Indian Classic dancer contests against BJP leader L.K. Advani
The 15th Lok Sabha election in India commences from 16th April and completes on 13th May. The month-long general elections will be held in five phases on April 16, April 22, April 23, April 30, May 7 and May 13, and the results will be announced on May 16.
Indian politics has always been fascinating with twists and turns. No more all-India national parties can command influence in all states or obtain majority in the Parliament. They have to form coalition with minor parties to constitute governments in New Delhi.
The days of Congress majority government in New Delhi have disappeared as was seen during Indira Gandhi’s era.
India is so large with 1.5 billion people that regional interests override national interests and that is the reason why regional parties, based on caste or state-issues, do well in states. Regional parties or independent candidates are often personality-based and personality clash exists within the states.

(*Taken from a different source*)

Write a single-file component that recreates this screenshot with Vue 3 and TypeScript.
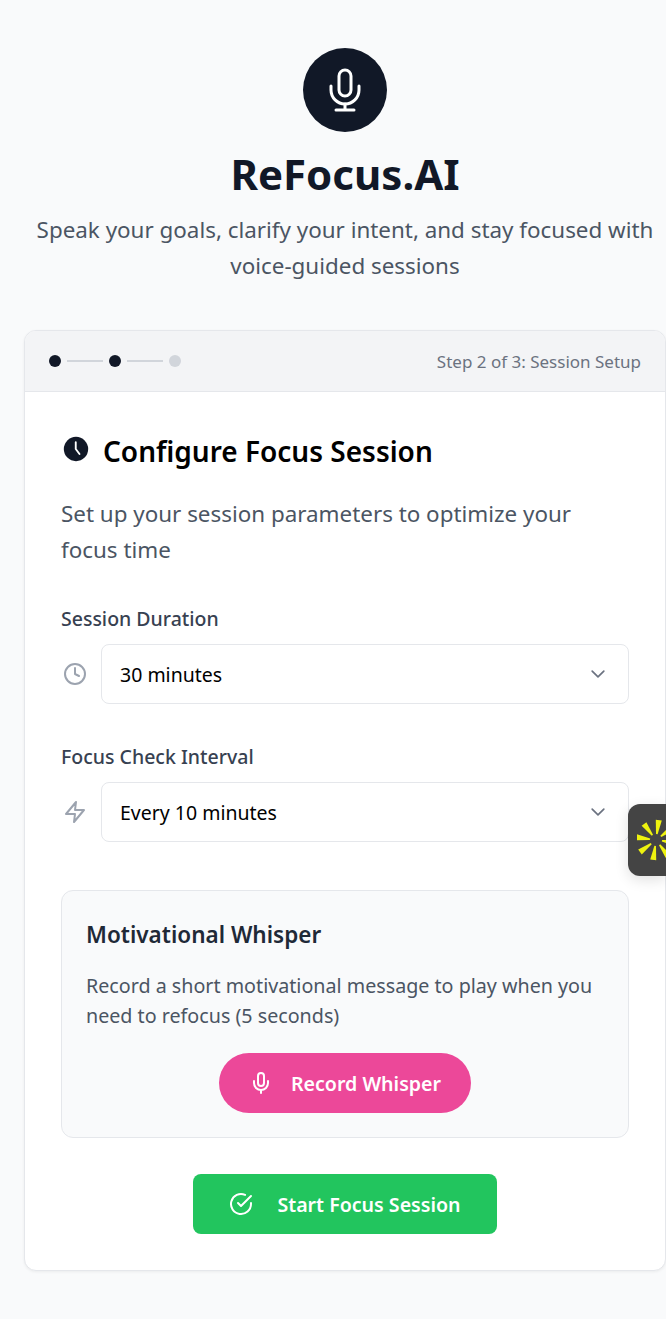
<script setup lang="ts">
import { ref } from 'vue';

const duration = ref('30 minutes');
const interval = ref('Every 10 minutes');

const durations = ['15 minutes', '30 minutes', '45 minutes', '60 minutes'];
const intervals = ['Every 5 minutes', 'Every 10 minutes', 'Every 15 minutes'];

// wedge arms of the little widget star, narrow at the hub and wide at the tip
const arms = Array.from({ length: 8 }, (_, i) => {
  const a = ((8 + i * 45) * Math.PI) / 180;
  const pt = (r: number, w: number) =>
    `${(19 + r * Math.sin(a) + w * Math.cos(a)).toFixed(1)},${(22 - r * Math.cos(a) + w * Math.sin(a)).toFixed(1)}`;
  return [pt(6, -0.8), pt(20, -3), pt(20, 3), pt(6, 0.8)].join(' ');
});
</script>

<template>
  <main class="page">
    <header class="hero">
      <div class="logo">
        <svg width="48" height="48" viewBox="0 0 24 24" fill="none" stroke="#fff" stroke-width="1.5" stroke-linecap="round" stroke-linejoin="round">
          <path d="M12 2a3 3 0 0 0-3 3v7a3 3 0 0 0 6 0V5a3 3 0 0 0-3-3Z" />
          <path d="M19 10v2a7 7 0 0 1-14 0v-2" />
          <path d="M12 19v3M7.5 22h9" />
        </svg>
      </div>
      <h1>ReFocus.AI</h1>
      <p>Speak your goals, clarify your intent, and stay focused with voice-guided sessions</p>
    </header>

    <section class="card">
      <div class="card-top">
        <div class="steps">
          <span class="dot on"></span>
          <span class="line"></span>
          <span class="dot on"></span>
          <span class="line"></span>
          <span class="dot"></span>
        </div>
        <span class="step-text">Step 2 of 3: Session Setup</span>
      </div>

      <div class="card-body">
        <h2>
          <svg class="title-icon" width="30" height="30" viewBox="0 0 24 24">
            <circle cx="12" cy="12" r="9.75" fill="#111827" />
            <path d="M11.8 6.5V12l3 4" fill="none" stroke="#fff" stroke-width="1.5" stroke-linecap="round" stroke-linejoin="round" />
          </svg>
          Configure Focus Session
        </h2>
        <p class="intro">Set up your session parameters to optimize your focus time</p>

        <label class="field-label">Session Duration</label>
        <div class="field">
          <svg class="field-icon" width="24" height="24" viewBox="0 0 24 24" fill="none" stroke="#9ca3af" stroke-width="2" stroke-linecap="round" stroke-linejoin="round">
            <circle cx="12" cy="12" r="10" />
            <path d="M12 6v6l4 2" />
          </svg>
          <div class="select-wrap">
            <select v-model="duration">
              <option v-for="d in durations" :key="d">{{ d }}</option>
            </select>
            <svg class="chevron" width="20" height="20" viewBox="0 0 24 24" fill="none" stroke="#6b7280" stroke-width="2" stroke-linecap="round" stroke-linejoin="round"><path d="m5 8.5 7 7 7-7" /></svg>
          </div>
        </div>

        <label class="field-label second">Focus Check Interval</label>
        <div class="field">
          <svg class="field-icon" width="24" height="24" viewBox="0 0 24 24" fill="none" stroke="#9ca3af" stroke-width="2" stroke-linecap="round" stroke-linejoin="round">
            <path d="M13 2 3 14h9l-1 8 10-12h-9l1-8Z" />
          </svg>
          <div class="select-wrap">
            <select v-model="interval">
              <option v-for="i in intervals" :key="i">{{ i }}</option>
            </select>
            <svg class="chevron" width="20" height="20" viewBox="0 0 24 24" fill="none" stroke="#6b7280" stroke-width="2" stroke-linecap="round" stroke-linejoin="round"><path d="m5 8.5 7 7 7-7" /></svg>
          </div>
        </div>

        <div class="whisper">
          <h3>Motivational Whisper</h3>
          <p>Record a short motivational message to play when you need to refocus (5 seconds)</p>
          <button class="btn-pink" type="button">
            <svg width="24" height="24" viewBox="0 0 24 24" fill="none" stroke="#fff" stroke-width="2" stroke-linecap="round" stroke-linejoin="round">
              <path d="M12 2a3 3 0 0 0-3 3v7a3 3 0 0 0 6 0V5a3 3 0 0 0-3-3Z" />
              <path d="M19 10v2a7 7 0 0 1-14 0v-2" />
              <path d="M12 19v3" />
            </svg>
            Record Whisper
          </button>
        </div>

        <div class="start-row">
          <button class="btn-green" type="button">
            <svg width="24" height="24" viewBox="0 0 24 24" fill="none" stroke="#fff" stroke-width="2" stroke-linecap="round" stroke-linejoin="round">
              <path d="M22 11.08V12a10 10 0 1 1-5.93-9.14" />
              <path d="M22 4 12 14.01l-3-3" />
            </svg>
            Start Focus Session
          </button>
        </div>
      </div>
    </section>

    <aside class="widget">
      <svg width="38" height="44" viewBox="0 0 38 44" fill="#eef20f">
        <polygon v-for="(p, i) in arms" :key="i" :points="p" />
      </svg>
    </aside>
  </main>
</template>

<style scoped>
.page {
  position: relative;
  box-sizing: border-box;
  min-height: 1319px;
  padding: 48px 0 48px 24px;
  background: #f9fafb;
  font-family: "Noto Sans", "Open Sans", sans-serif;
  overflow: hidden;
}

.hero {
  text-align: center;
  margin-bottom: 46px;
}

.logo {
  width: 84px;
  height: 84px;
  margin: 0 auto;
  border-radius: 50%;
  background: #111827;
  display: flex;
  align-items: center;
  justify-content: center;
}

.hero h1 {
  margin: 12px 0 8px;
  font-size: 42px;
  line-height: 60px;
  font-weight: 700;
  color: #111827;
}

.hero p {
  margin: 0;
  font-size: 22.4px;
  line-height: 36px;
  color: #4b5563;
}

.card {
  background: #fff;
  border: 1px solid #e5e7eb;
  border-radius: 12px;
  box-shadow: 0 1px 3px rgba(0, 0, 0, 0.06);
  overflow: hidden;
}

.card-top {
  height: 60px;
  padding: 0 24px;
  background: #f3f4f6;
  border-bottom: 1px solid #e5e7eb;
  display: flex;
  align-items: center;
  justify-content: space-between;
}

.steps {
  display: flex;
  align-items: center;
  gap: 6px;
}

.dot {
  width: 12px;
  height: 12px;
  border-radius: 50%;
  background: #d1d5db;
}

.dot.on {
  background: #111827;
}

.line {
  width: 36px;
  height: 2px;
  background: #d1d5db;
}

.step-text {
  font-size: 17px;
  color: #6b7280;
}

.card-body {
  padding: 36px;
}

h2 {
  margin: 0 0 22px;
  display: flex;
  align-items: center;
  gap: 12px;
  font-size: 28px;
  line-height: 46px;
  font-weight: 600;
  color: #000;
}

.title-icon {
  flex: none;
  margin-top: -4px;
}

.intro {
  margin: 0 0 36px;
  font-size: 22.4px;
  line-height: 36px;
  color: #4b5563;
}

.field-label {
  display: block;
  margin-bottom: 10px;
  font-size: 19.5px;
  line-height: 30px;
  font-weight: 500;
  color: #374151;
}

.field-label.second {
  margin-top: 38px;
}

.field {
  display: flex;
  align-items: center;
  gap: 14px;
}

.field-icon {
  flex: none;
  margin-left: 2px;
}

.select-wrap {
  position: relative;
  flex: 1;
}

select {
  appearance: none;
  display: block;
  box-sizing: border-box;
  width: 100%;
  height: 60px;
  padding: 0 18px;
  background: #fff;
  border: 1px solid #e5e7eb;
  border-radius: 8px;
  font-family: inherit;
  font-size: 19.5px;
  color: #000;
}

.chevron {
  position: absolute;
  right: 21px;
  top: 20px;
  pointer-events: none;
}

.whisper {
  margin-top: 48px;
  padding: 24px;
  background: #f9fafb;
  border: 1px solid #e5e7eb;
  border-radius: 12px;
  text-align: center;
}

.whisper h3 {
  margin: 0 0 16px;
  text-align: left;
  font-size: 22.5px;
  line-height: 40px;
  font-weight: 600;
  color: #1f2937;
}

.whisper p {
  margin: 0 0 22px;
  text-align: left;
  font-size: 19.7px;
  line-height: 30px;
  color: #4b5563;
}

button {
  height: 60px;
  border: none;
  display: inline-flex;
  align-items: center;
  font-family: inherit;
  font-size: 19.6px;
  font-weight: 600;
  color: #fff;
  cursor: pointer;
}

.btn-pink {
  padding: 0 30px;
  gap: 18px;
  background: #ec4899;
  border-radius: 30px;
}

.start-row {
  margin-top: 36px;
  text-align: center;
}

.btn-green {
  padding: 0 36px;
  gap: 24px;
  background: #22c55e;
  border-radius: 8px;
}

.widget {
  position: absolute;
  right: 0;
  top: 804px;
  width: 38px;
  height: 72px;
  background: #444;
  border-radius: 12px 0 0 12px;
  box-shadow: 0 4px 14px rgba(0, 0, 0, 0.12);
  display: flex;
  align-items: center;
  overflow: hidden;
}

.widget svg {
  flex: none;
  margin-left: 9px;
}
</style>

<style>
html, body {
  margin: 0;
  background: #f9fafb;
}
</style>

It seems that the candidates from smaller parties and independent candidates are expected to play hardball with Congress and BJP. For some years the Congress or BJP has not been able to form governments in New Delhi because the two party- system has disappeared as various smaller parties represent interest groups in a country.
With barely couple of weeks before the Lok Sabha election begins, all the parties are campaigning hard and using all the campaigning tools they can get their hands on. Many candidates have turned web saavy and created election websites to attract the young voters. Voters are being inundated with SMSs from candidates on the mobile phones.
The campaigning has also started getting ruder, if not down right dirty with candidates questioning the capability of their opponents. Though one has to admit it is amusing to watch BJP’s parody titled “bhay ho” to counter Congress’s choice of “Jai Ho” as their campaign song.
An independent candidate against L.K. Advani:
Internationally acclaimed classical dancer Mallika Sarabhai is taking on India’s main opposition leader LK Advani of the Bharatiya Janata Party in the general elections from Gujarat as an independent candidate.
As a battle between political rivals, the fight for Gandhinagar cannot be more unequal – the Indian version of David and Goliath.
Advani is the 81-year-old veteran of Indian politics. He is the shadow prime minister, leads a conservative Hindu nationalist party and is backed by powerful and rich party machinery.
Sarabhai, 54, is a political greenhorn with no party but a lot of energy and an enviable reputation.
She is India’s best known dancer-actor-activist, has an MBA and doctorate from the country’s best business school and is the daughter of a renowned space scientist. She is also the scion of one of the country’s most progressive business families, a feisty liberal and a divorced mother of two.
Inner voice call:
A little over a fortnight ago, Mallika Sarabhai woke early one weekday morning and heard what she called an “inner voice”.
Over the weekend, a group of NGOs had approached her, promising to back her if she contested the general elections as an independent candidate.
The proposal left the busy Sarabhai in a spin. She had been in the middle of recording a TV quiz involving schoolchildren in western Gujarat state, where she lives and works. She thought over the proposal as such invitations were not new to her. Since 1984, she says, the Congress party has approached her at every election to contest its ticket.
“I always turned them down, saying that I was not ready,” she says. But this time, the “inner voice” intervened. “The time is now, the voice told me, although I know the independent candidates have very little chance in our political system” says Sarabhai.
This is how she finds herself in the turbulence of an Indian election. This is also how she finds herself pitted against the leader of the main opposition BJP and prime ministerial candidate LK Advani in the Gandhinagar constituency.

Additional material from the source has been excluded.